Friday, April 24, 2009

Bygone Days – a History Lesson about “BLUEPRINTING”

My retired ex-partner, John Scher Zeller (JZ), whose grandfather founded Max Scher Blueprinting around 1922, wrote what you’ll read below in recent e-mail to one of our "younger" ex-associates who is younger than John and I. When John first started in the blueprinting business, his company was still doing ‘real’ blueprinting.

Okay, without further adieu, here’s what JZ wrote:

“OK - guys a quick “lesson”. A real blueprint machine did not use ammonia. The diazo process using ammonia to develop image came after the “actual blueprint” machine. The blueprint machine created blue prints – blue background with a white line. The diazo process was the opposite – white background with a blue line or black line. The actual blueprint machine was a wet process – the original was placed on a continuous roll of paper.
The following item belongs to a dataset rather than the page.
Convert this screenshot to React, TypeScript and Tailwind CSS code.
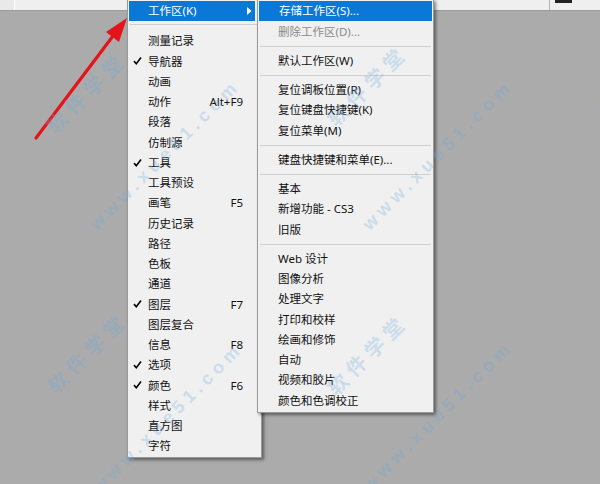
import React from "react";

type Item = {
  label?: string;
  check?: boolean;
  shortcut?: string;
  sep?: boolean;
  disabled?: boolean;
  active?: boolean;
};

const panelItems: Item[] = [
  { label: "测量记录" },
  { label: "导航器", check: true },
  { label: "动画" },
  { label: "动作", shortcut: "Alt+F9" },
  { label: "段落" },
  { label: "仿制源" },
  { label: "工具", check: true },
  { label: "工具预设" },
  { label: "画笔", shortcut: "F5" },
  { label: "历史记录" },
  { label: "路径" },
  { label: "色板" },
  { label: "通道" },
  { label: "图层", check: true, shortcut: "F7" },
  { label: "图层复合" },
  { label: "信息", shortcut: "F8" },
  { label: "选项", check: true },
  { label: "颜色", check: true, shortcut: "F6" },
  { label: "样式" },
  { label: "直方图" },
  { label: "字符" },
];

const workspaceItems: Item[] = [
  { label: "存储工作区(S)...", active: true },
  { label: "删除工作区(D)...", disabled: true },
  { sep: true },
  { label: "默认工作区(W)" },
  { sep: true },
  { label: "复位调板位置(R)" },
  { label: "复位键盘快捷键(K)" },
  { label: "复位菜单(M)" },
  { sep: true },
  { label: "键盘快捷键和菜单(E)..." },
  { sep: true },
  { label: "基本" },
  { label: "新增功能 - CS3" },
  { label: "旧版" },
  { sep: true },
  { label: "Web 设计" },
  { label: "图像分析" },
  { label: "处理文字" },
  { label: "打印和校样" },
  { label: "绘画和修饰" },
  { label: "自动" },
  { label: "视频和胶片" },
  { label: "颜色和色调校正" },
];

// watermark stamps, centre points read off the screenshot
const marks = [
  { text: "软件学堂", cls: "left-[87px] top-[93px] text-[20px] tracking-[6px]" },
  { text: "软件学堂", cls: "left-[88px] top-[353px] text-[20px] tracking-[6px]" },
  { text: "软件学堂", cls: "left-[368px] top-[86px] text-[20px] tracking-[6px]" },
  { text: "软件学堂", cls: "left-[368px] top-[355px] text-[20px] tracking-[6px]" },
  { text: "软件学堂", cls: "left-[640px] top-[80px] text-[20px] tracking-[6px]" },
  { text: "软件学堂", cls: "left-[642px] top-[345px] text-[20px] tracking-[6px]" },
  { text: "www.xue51.com", cls: "left-[165px] top-[155px] text-[18px] tracking-[5px]" },
  { text: "www.xue51.com", cls: "left-[438px] top-[155px] text-[18px] tracking-[5px]" },
  { text: "www.xue51.com", cls: "left-[168px] top-[418px] text-[18px] tracking-[5px]" },
  { text: "www.xue51.com", cls: "left-[438px] top-[416px] text-[18px] tracking-[5px]" },
];

function Check() {
  return (
    <svg width="9" height="9" viewBox="0 0 9 9" className="absolute left-[5px] top-1/2 -translate-y-1/2">
      <path d="M1 4.6 L3.3 7.2 L8 1" fill="none" stroke="#000" strokeWidth="1.6" />
    </svg>
  );
}

function Row({ item, sepClass }: { item: Item; sepClass: string }) {
  if (item.sep) {
    return (
      <div className={sepClass}>
        <div className="mx-[2px] border-t border-[#cfcfcf]" />
      </div>
    );
  }
  return (
    <div
      className={`relative flex h-[20.25px] items-center pl-[20px] pr-[18px] leading-none ${
        item.active ? "mx-[1px] bg-[#0a78d7] text-white" : item.disabled ? "text-[#8a8a8a]" : "text-[#111]"
      }`}
    >
      {item.check && <Check />}
      <span className="flex-1 whitespace-nowrap">{item.label}</span>
      {item.shortcut && <span className="whitespace-nowrap">{item.shortcut}</span>}
    </div>
  );
}

export default function App() {
  return (
    <div
      className="relative h-[484px] w-[600px] overflow-hidden bg-[#ababab] text-[11.5px]"
      style={{ fontFamily: '"Noto Sans", "Noto Sans CJK SC", sans-serif' }}
    >
      {/* toolbar strip peeking at the top */}
      <div className="flex h-[11px] border-b border-[#9c9c9c] bg-[#efefef]">
        <div className="w-[15px] border-r border-white bg-[#e9e9e9]" />
        <div className="flex-1" />
        <div className="w-[51px] border-l border-[#b5b5b5]">
          <div className="ml-[5px] h-[3px] w-[17px] bg-[#222]" />
        </div>
      </div>

      {/* red pointer arrow */}
      <svg width="140" height="150" className="absolute left-0 top-0">
        <line x1="36" y1="138" x2="113" y2="36" stroke="#e3141b" strokeWidth="3.2" strokeLinecap="round" />
        <polygon points="127,18 119,42 106,32" fill="#e3141b" />
      </svg>

      {/* window menu */}
      <div className="absolute left-[127px] top-[-1px] w-[135px] border border-[#9a9a9a] bg-[#f0f0f0] shadow-[2px_2px_3px_rgba(0,0,0,0.45)]">
        <div className="relative ml-[1px] mr-[6px] mt-[1px] flex h-[20px] items-center bg-[#0a78d7] pl-[19px] text-white">
          <span>工作区(K)</span>
          <svg width="5" height="8" viewBox="0 0 5 8" className="absolute right-[3px] top-[6px]">
            <polygon points="0,0 4.5,4 0,8" fill="#fff" />
          </svg>
        </div>
        <div className="h-[10px] pt-[3px]">
          <div className="mx-[2px] border-t border-[#cfcfcf]" />
        </div>
        {panelItems.map((it, i) => (
          <Row key={i} item={it} sepClass="" />
        ))}
        <div className="h-[1px]" />
      </div>

      {/* workspace submenu */}
      <div className="absolute left-[257px] top-[-1px] w-[177px] border border-[#9a9a9a] bg-[#f0f0f0] pt-[1px] shadow-[2px_2px_3px_rgba(0,0,0,0.45)]">
        {workspaceItems.map((it, i) => (
          <Row key={i} item={it} sepClass="h-[9px] pt-[4px]" />
        ))}
        <div className="h-[1px]" />
      </div>

      {/* site watermark */}
      {marks.map((m, i) => (
        <span
          key={i}
          className={`pointer-events-none absolute -translate-x-1/2 -translate-y-1/2 -rotate-45 whitespace-nowrap font-bold text-[rgba(110,170,220,0.3)] ${m.cls}`}
          style={{ fontFamily: '"Liberation Sans", "Noto Sans CJK SC", sans-serif' }}
        >
          {m.text}
        </span>
      ))}
    </div>
  );
}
Once the paper was exposed to the original it went through peroxide, then through potash, then through water rinse, then through a dryer similar to a car wash mechanism and went to a rear roll. Someone would cut the paper off the roll and then hand trim the prints. Specifications were run the same way and hand trimmed to 8.5 x 11.

We (Max Scher Blueprinting) had one customer who insisted on getting actual blueprints until around 1976-7 or thereabouts. We told that customer that it was no longer practical to keep the machine running for just them. They converted with no fuss and we had the job of somehow pulling out a big fu..ing machine that had been in one spot since 1940 with all kinds of chemical residue stuck to that sucker. It took a while but we got it out. After that, I heard there were only 2 or 3 “real” blueprinting machines left, east of the Mississippi – one in NY and one somewhere in the mid-west.

Diazo (printing), which gets its name from diazominium salt, came after “real” blueprinting. The name of the Ozalid company and the “ozalid” process was formed by taking diazo and reversing it and adding an L to make a “word”.”

BlogAuthor's note: Can you imagine, nowadays, getting a hospital job that has 600 large-format drawings and 2,000 pages of specs for 40 sets and having to run that job using the "real" blueprinting process of bygone days? Wow, that would be a mess and a hassle. John, thank you for the article for the blog.